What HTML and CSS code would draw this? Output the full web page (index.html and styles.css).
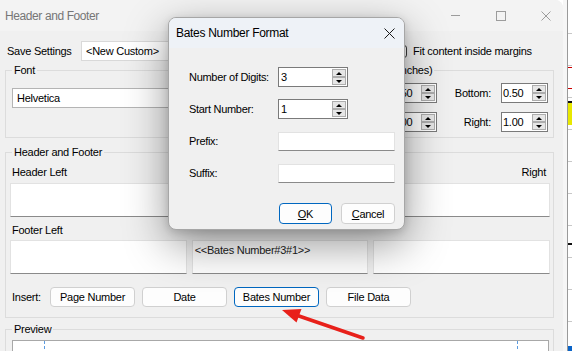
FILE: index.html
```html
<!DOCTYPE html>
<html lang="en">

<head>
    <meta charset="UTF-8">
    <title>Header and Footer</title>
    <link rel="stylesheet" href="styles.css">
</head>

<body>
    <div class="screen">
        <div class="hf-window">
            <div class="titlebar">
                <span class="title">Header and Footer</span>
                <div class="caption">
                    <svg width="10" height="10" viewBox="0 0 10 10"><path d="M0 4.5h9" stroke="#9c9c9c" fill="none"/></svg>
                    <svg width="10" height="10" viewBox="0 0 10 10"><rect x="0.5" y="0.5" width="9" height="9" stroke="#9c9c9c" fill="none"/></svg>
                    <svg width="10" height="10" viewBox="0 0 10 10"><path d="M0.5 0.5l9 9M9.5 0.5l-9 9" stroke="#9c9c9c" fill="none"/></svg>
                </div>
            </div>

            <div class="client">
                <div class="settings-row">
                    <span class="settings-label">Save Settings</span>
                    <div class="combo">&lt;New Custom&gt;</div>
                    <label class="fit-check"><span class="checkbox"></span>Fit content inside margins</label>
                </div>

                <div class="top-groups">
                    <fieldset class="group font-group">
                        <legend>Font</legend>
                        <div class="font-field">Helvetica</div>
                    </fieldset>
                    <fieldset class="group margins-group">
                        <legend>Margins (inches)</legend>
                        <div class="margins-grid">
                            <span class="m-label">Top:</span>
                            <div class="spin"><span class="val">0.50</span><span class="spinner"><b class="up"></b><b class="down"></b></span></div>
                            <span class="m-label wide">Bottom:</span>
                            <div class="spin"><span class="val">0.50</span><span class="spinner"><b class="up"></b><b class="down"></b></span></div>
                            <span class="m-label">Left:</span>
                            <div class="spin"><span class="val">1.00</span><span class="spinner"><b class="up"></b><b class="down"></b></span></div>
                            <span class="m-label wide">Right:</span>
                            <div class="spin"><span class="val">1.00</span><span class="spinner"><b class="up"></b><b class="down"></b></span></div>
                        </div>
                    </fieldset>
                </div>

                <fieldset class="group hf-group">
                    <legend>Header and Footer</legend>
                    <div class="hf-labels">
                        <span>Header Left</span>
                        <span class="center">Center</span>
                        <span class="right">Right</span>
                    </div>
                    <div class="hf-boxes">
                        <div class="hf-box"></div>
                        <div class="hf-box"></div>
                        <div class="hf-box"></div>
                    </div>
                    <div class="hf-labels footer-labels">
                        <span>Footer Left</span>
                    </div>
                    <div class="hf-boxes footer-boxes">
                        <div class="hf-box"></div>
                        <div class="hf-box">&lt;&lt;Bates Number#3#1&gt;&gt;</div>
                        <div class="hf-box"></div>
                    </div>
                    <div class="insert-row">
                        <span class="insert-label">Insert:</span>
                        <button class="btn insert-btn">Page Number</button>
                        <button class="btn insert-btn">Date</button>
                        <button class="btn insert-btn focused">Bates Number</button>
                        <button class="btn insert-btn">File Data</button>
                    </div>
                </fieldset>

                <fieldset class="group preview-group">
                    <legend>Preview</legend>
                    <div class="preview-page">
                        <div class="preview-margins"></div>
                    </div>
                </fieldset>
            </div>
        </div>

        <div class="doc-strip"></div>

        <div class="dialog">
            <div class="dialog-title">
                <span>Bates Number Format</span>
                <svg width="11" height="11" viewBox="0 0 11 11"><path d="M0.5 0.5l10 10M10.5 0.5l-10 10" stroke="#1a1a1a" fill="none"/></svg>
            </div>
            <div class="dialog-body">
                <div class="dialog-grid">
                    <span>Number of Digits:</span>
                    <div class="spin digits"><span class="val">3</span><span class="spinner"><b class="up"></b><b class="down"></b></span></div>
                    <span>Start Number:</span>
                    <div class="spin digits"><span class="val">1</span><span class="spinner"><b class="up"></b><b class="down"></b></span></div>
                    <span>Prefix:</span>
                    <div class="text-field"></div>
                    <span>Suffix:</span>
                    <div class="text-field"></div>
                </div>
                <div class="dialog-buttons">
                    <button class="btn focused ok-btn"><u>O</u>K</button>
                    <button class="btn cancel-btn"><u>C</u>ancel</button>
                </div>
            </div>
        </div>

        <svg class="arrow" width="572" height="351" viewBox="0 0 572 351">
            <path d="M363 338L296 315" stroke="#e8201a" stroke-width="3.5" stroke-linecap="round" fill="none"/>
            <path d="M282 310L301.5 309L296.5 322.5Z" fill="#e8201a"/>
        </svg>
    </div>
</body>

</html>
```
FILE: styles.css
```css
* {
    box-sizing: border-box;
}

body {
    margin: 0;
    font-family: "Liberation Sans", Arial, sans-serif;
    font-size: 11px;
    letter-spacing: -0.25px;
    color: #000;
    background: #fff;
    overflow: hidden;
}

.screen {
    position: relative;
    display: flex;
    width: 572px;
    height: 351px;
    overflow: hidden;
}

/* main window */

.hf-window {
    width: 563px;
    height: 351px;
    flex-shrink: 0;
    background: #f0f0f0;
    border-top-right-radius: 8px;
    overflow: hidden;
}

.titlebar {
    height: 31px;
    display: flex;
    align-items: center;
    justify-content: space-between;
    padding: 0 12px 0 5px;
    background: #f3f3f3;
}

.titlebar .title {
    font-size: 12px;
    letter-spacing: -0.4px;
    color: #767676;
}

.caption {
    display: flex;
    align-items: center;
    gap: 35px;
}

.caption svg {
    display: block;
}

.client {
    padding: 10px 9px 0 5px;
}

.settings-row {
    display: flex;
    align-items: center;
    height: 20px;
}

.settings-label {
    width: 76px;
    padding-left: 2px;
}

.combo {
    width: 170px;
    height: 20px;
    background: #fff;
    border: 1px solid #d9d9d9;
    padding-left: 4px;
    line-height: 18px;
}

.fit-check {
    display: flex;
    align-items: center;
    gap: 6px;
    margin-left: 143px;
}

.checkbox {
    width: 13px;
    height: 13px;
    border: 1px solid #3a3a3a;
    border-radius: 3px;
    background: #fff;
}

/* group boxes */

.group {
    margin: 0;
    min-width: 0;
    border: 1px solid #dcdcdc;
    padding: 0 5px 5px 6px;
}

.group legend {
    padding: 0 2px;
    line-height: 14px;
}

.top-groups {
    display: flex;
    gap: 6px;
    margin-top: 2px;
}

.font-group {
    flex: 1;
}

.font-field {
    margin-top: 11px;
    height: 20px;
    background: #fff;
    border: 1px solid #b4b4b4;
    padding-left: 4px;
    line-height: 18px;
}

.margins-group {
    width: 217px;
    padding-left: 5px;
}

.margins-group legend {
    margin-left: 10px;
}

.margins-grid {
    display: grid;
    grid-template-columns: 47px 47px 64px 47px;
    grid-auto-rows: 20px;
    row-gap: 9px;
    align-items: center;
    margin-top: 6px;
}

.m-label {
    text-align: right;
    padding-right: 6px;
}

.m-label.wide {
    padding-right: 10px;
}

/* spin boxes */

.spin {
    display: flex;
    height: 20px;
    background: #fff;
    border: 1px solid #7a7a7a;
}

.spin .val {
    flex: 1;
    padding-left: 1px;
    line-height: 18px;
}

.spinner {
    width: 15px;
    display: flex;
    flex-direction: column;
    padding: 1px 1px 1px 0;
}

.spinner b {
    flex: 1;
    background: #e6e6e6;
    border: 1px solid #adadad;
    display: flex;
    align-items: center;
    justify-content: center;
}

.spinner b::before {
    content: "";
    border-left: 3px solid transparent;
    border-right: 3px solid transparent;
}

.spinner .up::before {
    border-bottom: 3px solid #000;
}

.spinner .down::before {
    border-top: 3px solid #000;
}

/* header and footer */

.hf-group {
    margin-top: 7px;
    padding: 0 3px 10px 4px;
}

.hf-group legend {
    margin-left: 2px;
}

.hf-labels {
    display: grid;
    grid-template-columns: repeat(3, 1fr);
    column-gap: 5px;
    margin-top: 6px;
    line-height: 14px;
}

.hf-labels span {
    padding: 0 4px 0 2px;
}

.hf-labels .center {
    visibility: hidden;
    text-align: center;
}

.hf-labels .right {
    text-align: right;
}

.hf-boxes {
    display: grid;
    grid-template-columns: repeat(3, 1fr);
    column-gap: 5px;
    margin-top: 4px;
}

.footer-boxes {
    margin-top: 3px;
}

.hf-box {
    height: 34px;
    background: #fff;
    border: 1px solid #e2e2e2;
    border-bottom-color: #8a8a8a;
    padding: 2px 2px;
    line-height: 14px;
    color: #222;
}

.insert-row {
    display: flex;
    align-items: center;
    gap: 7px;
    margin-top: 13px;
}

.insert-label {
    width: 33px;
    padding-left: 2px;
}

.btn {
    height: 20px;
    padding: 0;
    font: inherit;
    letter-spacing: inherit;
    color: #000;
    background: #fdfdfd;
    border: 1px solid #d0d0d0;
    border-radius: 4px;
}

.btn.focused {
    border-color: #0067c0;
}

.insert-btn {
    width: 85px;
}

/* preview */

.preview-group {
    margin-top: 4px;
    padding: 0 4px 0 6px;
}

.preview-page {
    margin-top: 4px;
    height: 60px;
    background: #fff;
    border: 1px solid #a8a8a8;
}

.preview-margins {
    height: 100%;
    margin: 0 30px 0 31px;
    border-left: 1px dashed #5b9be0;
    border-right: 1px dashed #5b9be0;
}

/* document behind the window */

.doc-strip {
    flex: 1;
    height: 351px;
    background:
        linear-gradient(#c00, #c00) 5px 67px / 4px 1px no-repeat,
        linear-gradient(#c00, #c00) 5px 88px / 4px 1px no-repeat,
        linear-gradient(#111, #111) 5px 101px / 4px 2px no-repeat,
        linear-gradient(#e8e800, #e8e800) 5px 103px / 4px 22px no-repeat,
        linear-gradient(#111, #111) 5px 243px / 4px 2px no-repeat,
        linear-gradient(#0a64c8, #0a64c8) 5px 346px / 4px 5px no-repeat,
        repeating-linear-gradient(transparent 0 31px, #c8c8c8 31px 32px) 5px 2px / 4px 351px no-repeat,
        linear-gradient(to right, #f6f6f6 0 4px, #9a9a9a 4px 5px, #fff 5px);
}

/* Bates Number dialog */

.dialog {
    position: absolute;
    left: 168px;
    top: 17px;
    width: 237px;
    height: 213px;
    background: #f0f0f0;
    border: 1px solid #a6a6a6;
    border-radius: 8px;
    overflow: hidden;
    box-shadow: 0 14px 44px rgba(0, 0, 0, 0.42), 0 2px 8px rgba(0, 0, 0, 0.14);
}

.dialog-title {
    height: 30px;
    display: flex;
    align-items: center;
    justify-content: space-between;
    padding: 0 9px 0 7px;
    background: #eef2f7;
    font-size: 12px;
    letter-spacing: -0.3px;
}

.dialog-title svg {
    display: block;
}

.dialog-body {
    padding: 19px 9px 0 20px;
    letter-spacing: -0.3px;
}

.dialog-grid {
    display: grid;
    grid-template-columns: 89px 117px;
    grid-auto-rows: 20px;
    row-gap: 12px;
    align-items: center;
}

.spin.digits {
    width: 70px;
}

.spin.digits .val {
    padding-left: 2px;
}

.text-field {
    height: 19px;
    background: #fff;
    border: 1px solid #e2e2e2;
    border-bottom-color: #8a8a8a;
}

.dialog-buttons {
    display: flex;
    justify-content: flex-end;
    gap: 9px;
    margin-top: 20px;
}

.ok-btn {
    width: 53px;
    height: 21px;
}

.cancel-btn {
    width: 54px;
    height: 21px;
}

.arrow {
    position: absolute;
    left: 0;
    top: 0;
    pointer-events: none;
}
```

################

# TASK DIRECTIONS:
Search the lines for "styles". Copy each line that has it.

# FULL OUTPUT:
What HTML and CSS code would draw this? Output the full web page (index.html and styles.css).
    <link rel="stylesheet" href="styles.css">
FILE: styles.css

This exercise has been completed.